Interestingly, the lack of setting — beyond the scene of the boat’s various decks and the expanse of water around the characters — might make it difficult to write a novel that can stay afloat long enough without becoming boring, but Blake describes Naamah’s interior life without dissolving into spiraling rumination. The characters’ dialogue is fast-paced, mimicking actual speech well enough to be believable. In short, Blake writes a good story: She makes us care about the characters in one way or another, and as the novel progresses, many of them have parts of their inner psychology revealed in a way that makes the reader forget that these people are, theoretically, based on rough sketches of their Biblical counterparts. Naamah receives the greatest interiority. She confronts very real anxieties, but is soon reminded that she has to go on with her day of taking care of others and the animals. There’s no point in going stir-crazy about God’s intentions or whether the water will ever recede.

Blake’s book could not be labeled as “comic,” but there are moments of levity too. The angel, a messenger of God, shocks Naamah in saying “fuck you,” God appears as both a vulture and a teenage boy (and in both shapes manages to annoy Naamah and become annoyed by her), and a scene between two of the sons perfectly encapsulates the (funny but tragic) male confusion about the elusiveness of the female orgasm.

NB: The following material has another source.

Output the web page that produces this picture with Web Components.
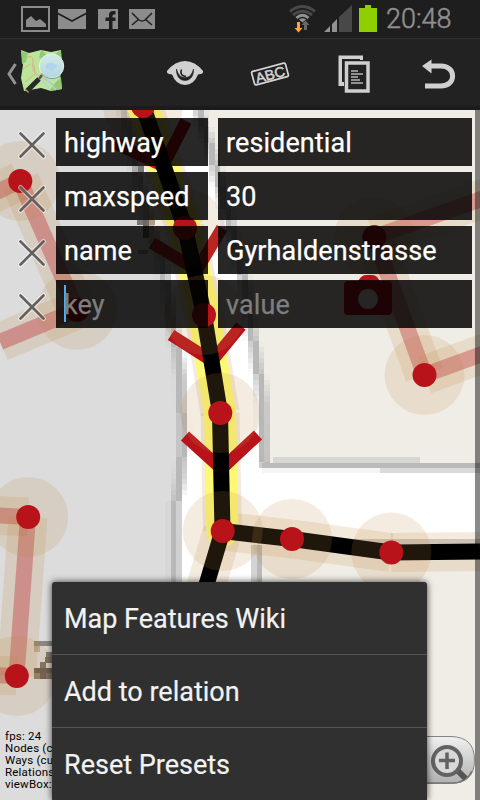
<!DOCTYPE html>
<html lang="en"><head><meta charset="utf-8"><title>Map editor</title>
<style>html,body{margin:0;height:100%;overflow:hidden;background:#dcdcdc}body{font-family:Roboto,"Noto Sans",sans-serif}</style></head>
<body><map-app></map-app>
<script>
const define=(name,html,init)=>customElements.define(name,class extends HTMLElement{
 constructor(){super();this.attachShadow({mode:'open'}).innerHTML=html;}
 connectedCallback(){if(init)init.call(this,this.shadowRoot);}
});

define('status-bar',`<style>
:host{display:flex;height:39px;background:#1e1e1e;border-bottom:1px solid #303030;box-sizing:border-box;justify-content:space-between;color:#8f8f8f}
svg{display:block;flex:none}.right{display:flex}.clock{font-size:27px;line-height:38px;width:94px;letter-spacing:0;font-weight:300;-webkit-text-stroke:.5px #8f8f8f}
</style>
<svg width="170" height="37" viewBox="0 0 170 37">
<rect x="22" y="7" width="27" height="24" fill="none" stroke="#8c8c8c" stroke-width="2"/>
<path d="M26 27V20L31 16 36 21 40 19 46 24V27Z" fill="#8c8c8c"/>
<path d="M58 9H86V29H58Z" fill="#8c8c8c"/><path d="M58 13.500L72 21 86 13.500" fill="none" stroke="#1e1e1e" stroke-width="1.700"/>
<path d="M98 9H118V29H98Z" fill="#8c8c8c"/><path d="M109 29V21H105.500V17.500H109V15Q109 11 113 11H115.500V14.500H114Q112.500 14.500 112.500 16V17.500H115.500V21H112.500V29Z" fill="#1e1e1e"/>
<path d="M129 9H155V29H129Z" fill="#8c8c8c"/><path d="M132 13L139 20Q142 22 145 20L152 13M132 25L139 19M152 25L145 19" fill="none" stroke="#1e1e1e" stroke-width="1.500"/>
</svg>
<div class="right"><svg width="98" height="37" viewBox="288 0 98 37">
<g fill="none"><path d="M290 11.500Q302.500 1.500 315 11.500" stroke="#484848" stroke-width="3"/><path d="M293 15Q302.500 7.500 312 15" stroke="#484848" stroke-width="3"/><path d="M296.500 18Q302.500 12.500 308.500 18" stroke="#929292" stroke-width="3"/></g>
<path d="M299 19.500Q302.500 17 306 19.500L302.500 22.500Z" fill="#929292"/>
<path d="M297 22h3v6h2.500L298.500 32.500 294.500 28H297Z" fill="#ffa22e"/><path d="M304 30V25H301.500L305.500 20.500 309.500 25H307V30Z" fill="#686868"/>
<path d="M324 32L330 26V32Z M332 24L337 19V32H332Z" fill="#929292"/><path d="M339 17L352 5V32H339Z" fill="#484848"/>
<path d="M359 8H365V5H371V8H377V32H359Z" fill="#8fcf00"/></svg><span class="clock">20:48</span></div>`);

define('tool-bar',`<style>
:host{display:block;height:71px;background:#222;box-sizing:border-box;border-bottom:4px solid #1b1b1b}svg{display:block}text{font:14px "Liberation Sans",sans-serif}
</style><svg width="480" height="67" viewBox="0 39 480 67">
<defs><linearGradient id="glass" x2="0" y2="1"><stop stop-color="#d3ebe6"/><stop offset="1" stop-color="#b3d8de"/></linearGradient></defs>
<path d="M15.500 64L9 74 15.500 84" fill="none" stroke="#929292" stroke-width="3"/>
<path d="M21 50L29 53 41 50 51 52 61 50 62 63 60 74 62 89 51 91 41 88 24 91 21 78 23 65Z" fill="#bde59a"/>
<path d="M41 50L50 57 61 50 61 61 39 58Z M49 91L56 82 61 77 62 89Z M21 51L28 53 26 62 22 64Z" fill="#8ecb77"/>
<path d="M24 59Q34 53 33 62T36 74L46 80 60 89M25 82L35 74 34 65M23 69L30 64" fill="none" stroke="#dcae8c"/>
<path d="M42 80L49 88M45 77L56 90" stroke="#a9d3df" stroke-width="1.500"/>
<circle cx="51.500" cy="66" r="12.200" fill="url(#glass)" stroke="#e6f1ee" stroke-width="1"/><path d="M45 68Q47 61 53 63L58 66 52 71Z" fill="#b3d3ee"/><path d="M41.500 73A12.800 12.800 0 0 0 61 75" fill="none" stroke="#6d8584" stroke-width=".8"/>
<path d="M42 75L39 79" stroke="#555" stroke-width="2.500"/><path d="M39 79L27 91" stroke="#292929" stroke-width="5"/><path d="M25.500 89.500L28.500 92.500" stroke="#c3a54a" stroke-width="1.300"/>
<path d="M167 71Q175 61 185 61T203 71Q204 74 198 74.500Q194 85 185 85T172 74.500Q166 74 167 71Z" fill="#d0d0d0"/>
<path d="M176.500 69C176 76 180 80.500 185 80.500S194 76 193.500 69C192 74 190 77.500 185 77.500S178 74 176.500 69Z" fill="#222" stroke="#222" stroke-width=".6"/>
<path d="M181.500 69.500C179.500 74 183 77 186 76" fill="none" stroke="#222" stroke-width="1.500"/>
<g transform="rotate(-15 270 74)"><rect x="252.500" y="67" width="35" height="14" rx="1.500" fill="none" stroke="#d4d4d4" stroke-width="1.700"/><text x="255" y="79.500" fill="#d4d4d4" textLength="30" lengthAdjust="spacingAndGlyphs" stroke="#d4d4d4" stroke-width=".5">ABC</text></g>
<path d="M338.500 55.500H363V60H360V59H342V82H344V86H338.500Z" fill="#d0d0d0"/>
<rect x="346.500" y="63" width="21.500" height="28" fill="#222" stroke="#d0d0d0" stroke-width="3.500"/>
<path d="M351 71H358M351 74H363M351 77H358M351 80H360M351 83H363" stroke="#b5b5b5" stroke-width="1.300"/>
<path d="M431 66H441C456.500 66 456.500 86 441 86H425" fill="none" stroke="#d0d0d0" stroke-width="5"/><path d="M422 66L431.500 59.500V73.500Z" fill="#d0d0d0"/>
</svg>`);

define('map-canvas',`<style>:host{display:block;height:690px}svg{display:block}text{font-size:11.500px}</style>
<svg width="480" height="690" viewBox="0 110 480 690">
<rect y="110" width="480" height="690" fill="#dcdcdc"/><g id="tiles" shape-rendering="crispEdges"></g>
<g id="ways" fill="none"></g>
<g id="nodes"></g>
<path d="M358 281L361 277Q363 275 366 275H372Q375 275 377 277L380 281H388Q392 281 392 285V311Q392 315 388 315H348Q344 315 344 311V285Q344 281 348 281Z M368 289a10 10 0 1 0 .1 0Z" fill="#b8131a" fill-rule="evenodd"/>
<rect x="475" y="110" width="5" height="690" opacity=".46"/>
<g style="letter-spacing:.2px" fill="#000"><text x="5" y="740">fps: 24</text><text x="5" y="752">Nodes (c</text><text x="5" y="764">Ways (cu</text><text x="5" y="776">Relations</text><text x="5" y="788">viewBox:</text></g>
<defs><linearGradient id="btn" x2="0" y2="1"><stop stop-color="#f0f0f0"/><stop offset="1" stop-color="#b0b0b0"/></linearGradient></defs>
<path d="M400 736.500H451Q474.500 737 474.500 760T451 783.500H400Z" fill="url(#btn)" stroke="#848484"/>
<path d="M420 783H452Q466 783 472 771" fill="none" stroke="#777" stroke-width="1.500"/>
<path d="M457 770L465.500 778.500" stroke="#555" stroke-width="6"/><circle cx="447" cy="761" r="14" fill="#d8d8d8" stroke="#626262" stroke-width="4"/>
<path d="M439 760.500H455M447 752.500V769" stroke="#626262" stroke-width="3.500"/>
</svg>`,function(root){
 const tiles=root.getElementById('tiles'),ways=root.getElementById('ways'),nodes=root.getElementById('nodes');
 const edge=(points,y)=>{let i=0;while(i<points.length-2&&points[i+1][0]<y)i++;const [a,b]=[points[i],points[i+1]];return a[1]+(b[1]-a[1])*(y-a[0])/(b[0]-a[0]);};
 const left=[[110,124],[165,136],[220,148],[260,162],[300,168],[340,175],[375,181],[450,182],[475,180],[500,175],[800,175]];
 const right=[[110,199],[145,210],[200,224],[270,242],[340,253],[380,260],[400,263],[461,264]];
 const px=5.5;let t='';
 const rect=(x,y,w,h,c)=>{t+=`<rect x="${x}" y="${y}" width="${w}" height="${h}" fill="${c}"/>`;};
 const mix=(a,b,f)=>'rgb('+a.map((v,i)=>Math.round(v+(b[i]-v)*f))+')';
 const line=[184,184,184],grey=[220,220,220],white=[255,255,255],land=[240,237,230];
 const border=(e,y,a,b)=>{const x=Math.floor(e/px)*px,f=(e-x)/px;rect(x-px,y,px,px+.5,mix(line,a,.3+f*.7));rect(x,y,px,px+.5,mix(line,a,0));rect(x+px,y,px,px+.5,mix(b,line,f*.8));};
 for(let y=110;y<800;y+=px){const l=edge(left,y);
  rect(l,y,480-l,px+.5,'#fff');border(l,y,grey,white);
  if(y<463){const r=edge(right,y);rect(r,y,480-r,px+.5,'#f0ede6');border(r,y,white,land);}
 }
 rect(273,457,147,6,'#d6d6d3');rect(262,463,218,5,'#bababa');rect(262,468,218,5,'#f5f5f5');rect(380,468,100,5,'#dadada');
 rect(251,545,6,255,'#d4d4d4');rect(257,545,5,255,'#bababa');rect(262,543,218,257,'#f0ede6');rect(257,539,223,5,'#d0d0d0');
 for(const [x,y,w,h,c] of [[132,166,6,6,'#aaa'],[138,166,6,6,'#777'],[137,220,6,5,'#777'],[143,220,6,18,'#666'],[149,220,6,5,'#aaa090'],[138,250,10,4,'#999'],[34,641,18,5,'#8b8782'],[34,646,6,6,'#b8ada0'],[46,652,6,10,'#827b71'],[40,662,6,6,'#7a7066'],[45,657,7,6,'#766d63'],[34,668,18,5,'#63594e'],[34,673,6,6,'#8c7d69'],[40,673,6,6,'#655b50'],[46,673,6,6,'#7a7066']])rect(x,y,w,h,c);
 tiles.innerHTML=t;
 const selected='M143 106L185 228L204 315L220 413L222.500 531';
 const hazed=['M143 106L185 228','M185 228L204 315','M204 315L220 413','M220 413L222.500 531','M222.500 531L292 539','M292 539L391 552.500','M391 552.500L480 551.500','M222.500 531L190 640',
  'M-20 200L20 181','M20 181L77 310','M77 310L0 342','M-10 515L28 517','M28 517L16.500 676','M16.500 676L-10 675','M374 237L490 196','M374 237L424.500 375','M424.500 375L490 351'];
 let w='';
 hazed.forEach((d,i)=>{w+=`<path d="${d}" stroke="#b97e2f" stroke-opacity=".155" stroke-width="39"/>`;if(i>7)w+=`<path d="${d}" stroke="#b8131a" stroke-opacity=".33" stroke-width="16"/>`;});
 w+=`<path d="${selected}" stroke="#fdf974" stroke-width="32" stroke-linejoin="round" stroke-linecap="round"/>`;
 w+=`<path d="M115 143L163 166L186 121M152 243L197 270L222 228M171 335L212 361L241 326M185 436L221.500 469L258 435" stroke="#b8131a" stroke-width="12"/>`;
 w+=`<path d="${selected}M222.500 531L292 539L391 552.500L480 551.500M222.500 531L190 640" stroke="#000" stroke-width="16" stroke-linejoin="round"/>`;
 ways.innerHTML=w;
 const pts=[[143,106],[185,228],[204,315],[220.3,413],[222.7,531],[292,539],[391.3,552.5],[20.3,181],[77,310],[28.2,517],[16.8,676],[374.3,237],[424.5,375]];
 nodes.innerHTML=pts.map(([x,y])=>`<circle cx="${x}" cy="${y}" r="40" fill="#c08a4a" fill-opacity=".165"/>`).join('')+pts.map(([x,y])=>`<circle cx="${x}" cy="${y}" r="12" fill="#b8131a"/>`).join('');
});

define('tag-row',`<style>:host{display:grid;grid-template-columns:56px 152px 254px;height:48px;color:#fff;font-size:27px;line-height:50px;letter-spacing:.1px;-webkit-text-stroke:.25px currentColor}
.field{background:rgba(0,0,0,.845);height:48px;padding-left:8px;white-space:nowrap;box-sizing:border-box}.value{margin-left:10px;width:254px}
:host([empty]){color:#7e7e7e}:host([empty]) .key{background:linear-gradient(#55aaf0,#55aaf0) 8px 5px/2px 37px no-repeat,rgba(0,0,0,.845)}
svg{display:block}</style>
<svg width="56" height="48" viewBox="0 0 56 48"><path d="M20.500 15.500L43.500 38.500M43.500 15.500L20.500 38.500" stroke="#fff" stroke-opacity=".5" stroke-width="5" stroke-linecap="round"/><path d="M20.500 15.500L43.500 38.500M43.500 15.500L20.500 38.500" stroke="#66605c" stroke-width="2.700" stroke-linecap="round"/></svg>
<div class="field key"><slot name="key"></slot></div><div class="field value"><slot name="value"></slot></div>`);

define('tag-editor',`<style>:host{display:flex;flex-direction:column;gap:6px;padding-top:8px;position:absolute;top:110px;left:0}</style><slot></slot>`);
define('menu-item',`<style>:host{display:block;height:72px;line-height:75px;padding-left:12px;font-size:27px;color:#f2f2f2;border-bottom:1px solid #555;white-space:nowrap;-webkit-text-stroke:.2px #f2f2f2}</style><slot></slot>`);
define('context-menu',`<style>:host{display:block;position:absolute;left:52px;top:582px;width:375px;height:218px;overflow:hidden;background:#303030;border-radius:3px 3px 0 0;box-shadow:0 0 7px rgba(0,0,0,.75);}</style><slot></slot>`);
define('map-app',`<style>:host{display:flex;flex-direction:column;position:relative;width:480px;height:800px;overflow:hidden}</style>
<status-bar></status-bar><tool-bar></tool-bar><map-canvas></map-canvas>
<tag-editor><tag-row><span slot="key">highway</span><span slot="value">residential</span></tag-row>
<tag-row><span slot="key">maxspeed</span><span slot="value">30</span></tag-row>
<tag-row><span slot="key">name</span><span slot="value">Gyrhaldenstrasse</span></tag-row>
<tag-row empty><span slot="key">key</span><span slot="value">value</span></tag-row></tag-editor>
<context-menu><menu-item>Map Features Wiki</menu-item><menu-item>Add to relation</menu-item><menu-item>Reset Presets</menu-item></context-menu>`);
</script></body></html>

Such moments grounded the otherwise ethereal and unmoored backdrop of the overarching story.

The reader finds out that Naamah is beautiful — “her smile left her eyes large and sparkling in the sun, as if two golden beetles had been living there all along, flashing back and forth to black, waiting for moments in the sun like this, at the edge of the boat” — but that she sometimes wants to forget that she’s a woman in the first place. This thought only appears at the very end, but adds another layer to Blake’s female-focused retelling: Maybe such stories shouldn’t be about emphasizing womanhood, but simply about emphasizing “being,” as told by a new, fresh voice.